[Pages as source code]
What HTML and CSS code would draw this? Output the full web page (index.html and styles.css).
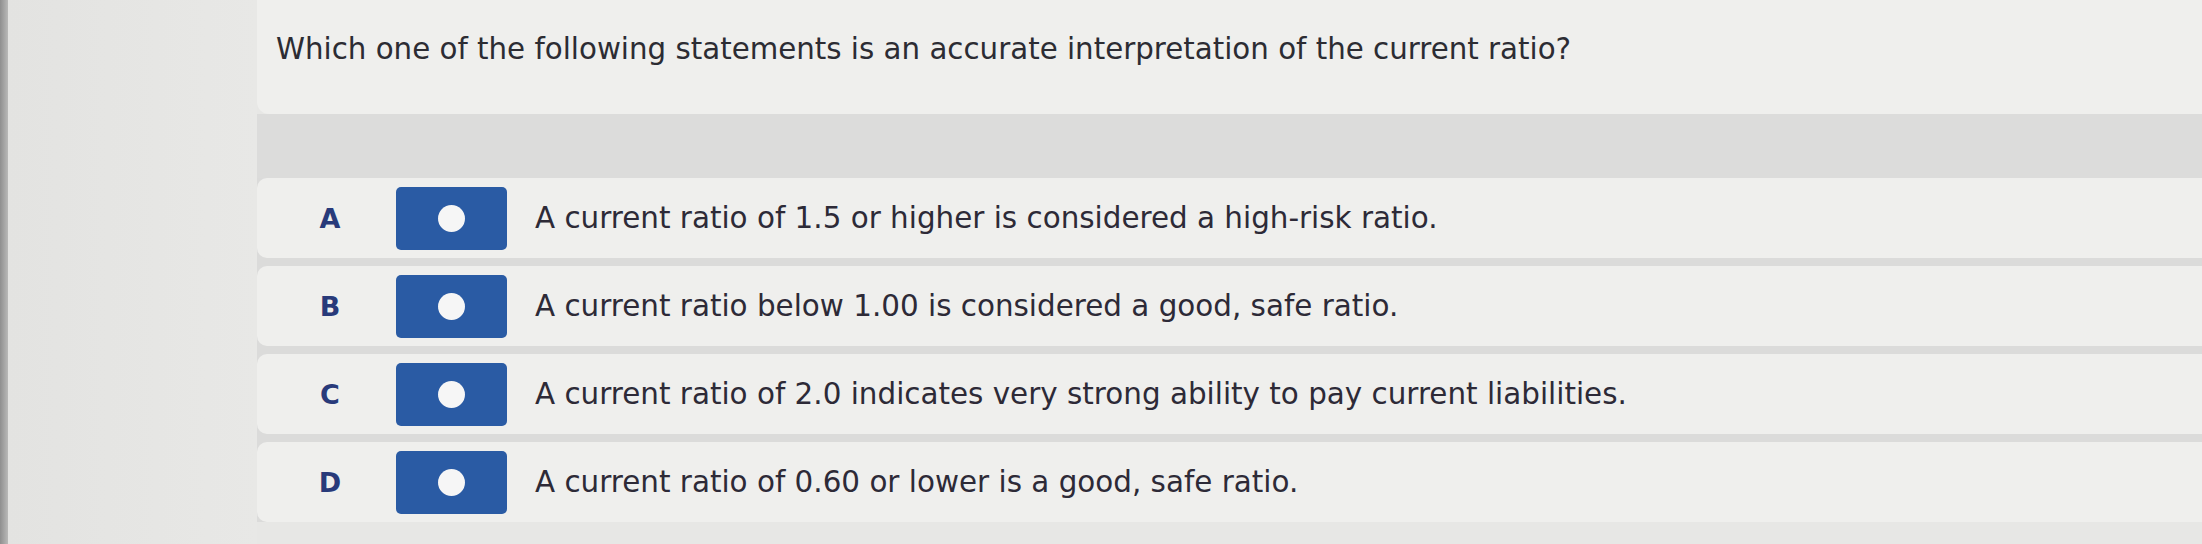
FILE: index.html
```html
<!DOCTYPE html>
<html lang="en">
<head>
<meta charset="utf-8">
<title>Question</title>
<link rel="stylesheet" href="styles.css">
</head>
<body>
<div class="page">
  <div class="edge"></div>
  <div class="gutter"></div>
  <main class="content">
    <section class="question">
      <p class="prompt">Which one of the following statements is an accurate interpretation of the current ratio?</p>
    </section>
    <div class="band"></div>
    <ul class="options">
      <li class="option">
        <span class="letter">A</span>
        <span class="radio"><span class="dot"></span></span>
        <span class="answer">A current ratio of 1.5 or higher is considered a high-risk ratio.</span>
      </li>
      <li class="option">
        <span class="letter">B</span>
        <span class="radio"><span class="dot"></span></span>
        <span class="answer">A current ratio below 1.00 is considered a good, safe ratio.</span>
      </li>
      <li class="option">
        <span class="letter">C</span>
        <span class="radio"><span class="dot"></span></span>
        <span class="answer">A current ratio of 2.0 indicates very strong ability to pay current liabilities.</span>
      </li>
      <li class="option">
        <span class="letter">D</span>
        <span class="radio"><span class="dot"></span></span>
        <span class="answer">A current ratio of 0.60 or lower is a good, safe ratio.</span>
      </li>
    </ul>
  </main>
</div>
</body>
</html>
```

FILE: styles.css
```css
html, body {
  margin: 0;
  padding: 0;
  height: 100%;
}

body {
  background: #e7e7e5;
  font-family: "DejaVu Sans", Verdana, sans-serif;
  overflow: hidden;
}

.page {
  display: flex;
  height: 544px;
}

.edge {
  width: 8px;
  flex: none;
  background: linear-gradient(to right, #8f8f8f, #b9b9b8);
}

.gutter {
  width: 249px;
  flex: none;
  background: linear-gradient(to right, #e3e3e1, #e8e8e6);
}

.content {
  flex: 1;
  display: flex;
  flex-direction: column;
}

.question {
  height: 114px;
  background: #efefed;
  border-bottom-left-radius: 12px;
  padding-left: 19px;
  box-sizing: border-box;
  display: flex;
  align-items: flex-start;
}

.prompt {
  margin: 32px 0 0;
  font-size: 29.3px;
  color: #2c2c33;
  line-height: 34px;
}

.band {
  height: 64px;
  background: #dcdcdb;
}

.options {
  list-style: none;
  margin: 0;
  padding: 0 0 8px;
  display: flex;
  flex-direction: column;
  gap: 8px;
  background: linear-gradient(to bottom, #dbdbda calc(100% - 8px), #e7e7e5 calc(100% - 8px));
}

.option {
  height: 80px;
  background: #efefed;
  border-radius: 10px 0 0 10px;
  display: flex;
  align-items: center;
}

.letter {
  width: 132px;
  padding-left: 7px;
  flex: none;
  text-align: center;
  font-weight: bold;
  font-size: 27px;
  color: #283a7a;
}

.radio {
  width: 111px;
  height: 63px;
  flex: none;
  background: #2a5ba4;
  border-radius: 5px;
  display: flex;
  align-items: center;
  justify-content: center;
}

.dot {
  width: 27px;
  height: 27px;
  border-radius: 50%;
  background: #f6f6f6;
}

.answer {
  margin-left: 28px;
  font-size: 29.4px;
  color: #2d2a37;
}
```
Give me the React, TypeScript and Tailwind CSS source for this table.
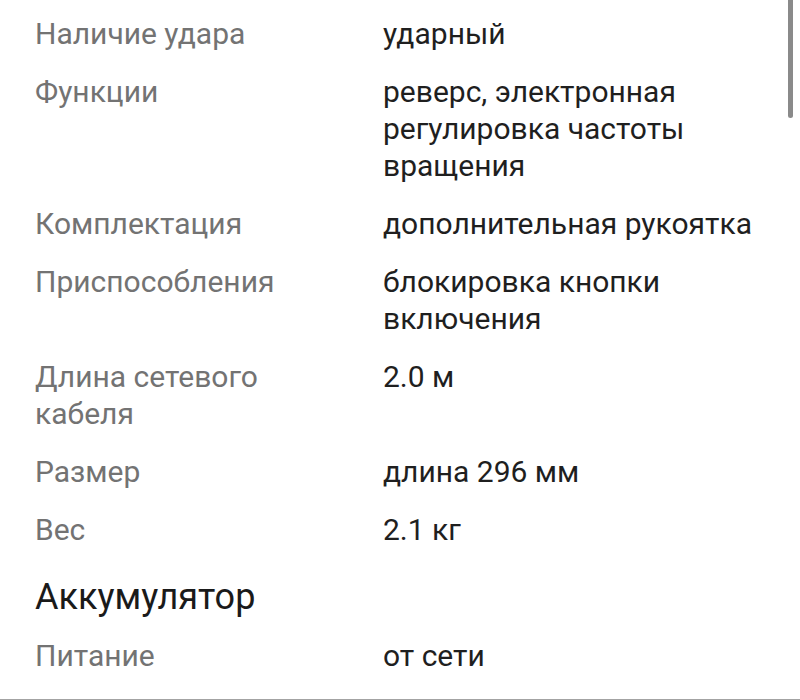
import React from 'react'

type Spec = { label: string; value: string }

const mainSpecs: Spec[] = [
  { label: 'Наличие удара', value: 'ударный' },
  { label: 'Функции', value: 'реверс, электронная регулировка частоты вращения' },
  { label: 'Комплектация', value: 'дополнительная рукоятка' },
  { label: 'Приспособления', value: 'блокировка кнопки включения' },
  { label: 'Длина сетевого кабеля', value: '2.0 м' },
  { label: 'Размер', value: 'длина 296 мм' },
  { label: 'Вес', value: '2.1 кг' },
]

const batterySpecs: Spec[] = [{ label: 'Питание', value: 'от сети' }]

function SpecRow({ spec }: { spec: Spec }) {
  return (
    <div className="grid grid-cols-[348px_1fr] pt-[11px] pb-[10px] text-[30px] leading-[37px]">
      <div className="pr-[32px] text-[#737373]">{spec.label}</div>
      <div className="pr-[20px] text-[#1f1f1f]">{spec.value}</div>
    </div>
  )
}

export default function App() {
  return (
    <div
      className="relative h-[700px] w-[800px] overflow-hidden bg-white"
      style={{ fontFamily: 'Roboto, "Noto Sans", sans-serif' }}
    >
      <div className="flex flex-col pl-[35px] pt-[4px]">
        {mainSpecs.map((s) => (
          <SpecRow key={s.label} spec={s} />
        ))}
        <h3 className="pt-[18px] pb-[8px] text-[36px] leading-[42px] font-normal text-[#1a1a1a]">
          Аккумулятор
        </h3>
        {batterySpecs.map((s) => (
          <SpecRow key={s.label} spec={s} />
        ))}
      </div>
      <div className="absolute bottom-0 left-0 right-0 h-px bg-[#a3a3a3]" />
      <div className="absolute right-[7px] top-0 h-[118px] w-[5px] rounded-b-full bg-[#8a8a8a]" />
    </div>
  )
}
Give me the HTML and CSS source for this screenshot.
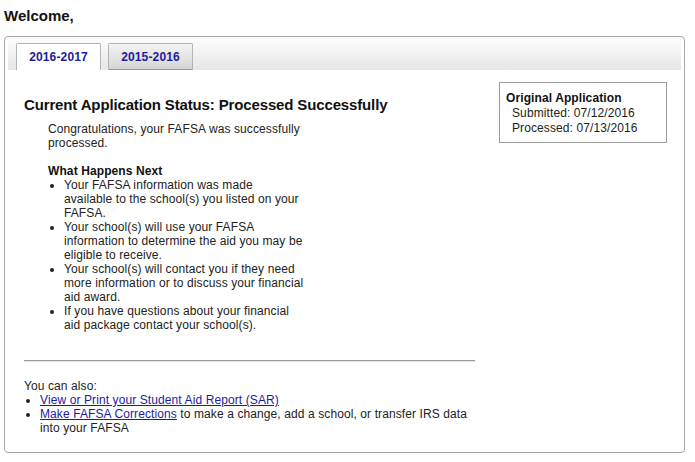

§ Goal: Give back each entry exactly as it appears, with no pictures.

§ Result of this exercise:
What HTML and CSS code would draw this? Output the full web page (index.html and styles.css).
FILE: index.html
```html
<!DOCTYPE html>
<html lang="en">
<head>
<meta charset="utf-8">
<title>Question</title>
<link rel="stylesheet" href="styles.css">
</head>
<body>
<div class="page">
  <div class="edge"></div>
  <div class="gutter"></div>
  <main class="content">
    <section class="question">
      <p class="prompt">Which one of the following statements is an accurate interpretation of the current ratio?</p>
    </section>
    <div class="band"></div>
    <ul class="options">
      <li class="option">
        <span class="letter">A</span>
        <span class="radio"><span class="dot"></span></span>
        <span class="answer">A current ratio of 1.5 or higher is considered a high-risk ratio.</span>
      </li>
      <li class="option">
        <span class="letter">B</span>
        <span class="radio"><span class="dot"></span></span>
        <span class="answer">A current ratio below 1.00 is considered a good, safe ratio.</span>
      </li>
      <li class="option">
        <span class="letter">C</span>
        <span class="radio"><span class="dot"></span></span>
        <span class="answer">A current ratio of 2.0 indicates very strong ability to pay current liabilities.</span>
      </li>
      <li class="option">
        <span class="letter">D</span>
        <span class="radio"><span class="dot"></span></span>
        <span class="answer">A current ratio of 0.60 or lower is a good, safe ratio.</span>
      </li>
    </ul>
  </main>
</div>
</body>
</html>
```

FILE: styles.css
```css
html, body {
  margin: 0;
  padding: 0;
  height: 100%;
}

body {
  background: #e7e7e5;
  font-family: "DejaVu Sans", Verdana, sans-serif;
  overflow: hidden;
}

.page {
  display: flex;
  height: 544px;
}

.edge {
  width: 8px;
  flex: none;
  background: linear-gradient(to right, #8f8f8f, #b9b9b8);
}

.gutter {
  width: 249px;
  flex: none;
  background: linear-gradient(to right, #e3e3e1, #e8e8e6);
}

.content {
  flex: 1;
  display: flex;
  flex-direction: column;
}

.question {
  height: 114px;
  background: #efefed;
  border-bottom-left-radius: 12px;
  padding-left: 19px;
  box-sizing: border-box;
  display: flex;
  align-items: flex-start;
}

.prompt {
  margin: 32px 0 0;
  font-size: 29.3px;
  color: #2c2c33;
  line-height: 34px;
}

.band {
  height: 64px;
  background: #dcdcdb;
}

.options {
  list-style: none;
  margin: 0;
  padding: 0 0 8px;
  display: flex;
  flex-direction: column;
  gap: 8px;
  background: linear-gradient(to bottom, #dbdbda calc(100% - 8px), #e7e7e5 calc(100% - 8px));
}

.option {
  height: 80px;
  background: #efefed;
  border-radius: 10px 0 0 10px;
  display: flex;
  align-items: center;
}

.letter {
  width: 132px;
  padding-left: 7px;
  flex: none;
  text-align: center;
  font-weight: bold;
  font-size: 27px;
  color: #283a7a;
}

.radio {
  width: 111px;
  height: 63px;
  flex: none;
  background: #2a5ba4;
  border-radius: 5px;
  display: flex;
  align-items: center;
  justify-content: center;
}

.dot {
  width: 27px;
  height: 27px;
  border-radius: 50%;
  background: #f6f6f6;
}

.answer {
  margin-left: 28px;
  font-size: 29.4px;
  color: #2d2a37;
}
```
Give me the React, TypeScript and Tailwind CSS source for this table.
import React from 'react'

type Spec = { label: string; value: string }

const mainSpecs: Spec[] = [
  { label: 'Наличие удара', value: 'ударный' },
  { label: 'Функции', value: 'реверс, электронная регулировка частоты вращения' },
  { label: 'Комплектация', value: 'дополнительная рукоятка' },
  { label: 'Приспособления', value: 'блокировка кнопки включения' },
  { label: 'Длина сетевого кабеля', value: '2.0 м' },
  { label: 'Размер', value: 'длина 296 мм' },
  { label: 'Вес', value: '2.1 кг' },
]

const batterySpecs: Spec[] = [{ label: 'Питание', value: 'от сети' }]

function SpecRow({ spec }: { spec: Spec }) {
  return (
    <div className="grid grid-cols-[348px_1fr] pt-[11px] pb-[10px] text-[30px] leading-[37px]">
      <div className="pr-[32px] text-[#737373]">{spec.label}</div>
      <div className="pr-[20px] text-[#1f1f1f]">{spec.value}</div>
    </div>
  )
}

export default function App() {
  return (
    <div
      className="relative h-[700px] w-[800px] overflow-hidden bg-white"
      style={{ fontFamily: 'Roboto, "Noto Sans", sans-serif' }}
    >
      <div className="flex flex-col pl-[35px] pt-[4px]">
        {mainSpecs.map((s) => (
          <SpecRow key={s.label} spec={s} />
        ))}
        <h3 className="pt-[18px] pb-[8px] text-[36px] leading-[42px] font-normal text-[#1a1a1a]">
          Аккумулятор
        </h3>
        {batterySpecs.map((s) => (
          <SpecRow key={s.label} spec={s} />
        ))}
      </div>
      <div className="absolute bottom-0 left-0 right-0 h-px bg-[#a3a3a3]" />
      <div className="absolute right-[7px] top-0 h-[118px] w-[5px] rounded-b-full bg-[#8a8a8a]" />
    </div>
  )
}
Give me the HTML and CSS source for this screenshot.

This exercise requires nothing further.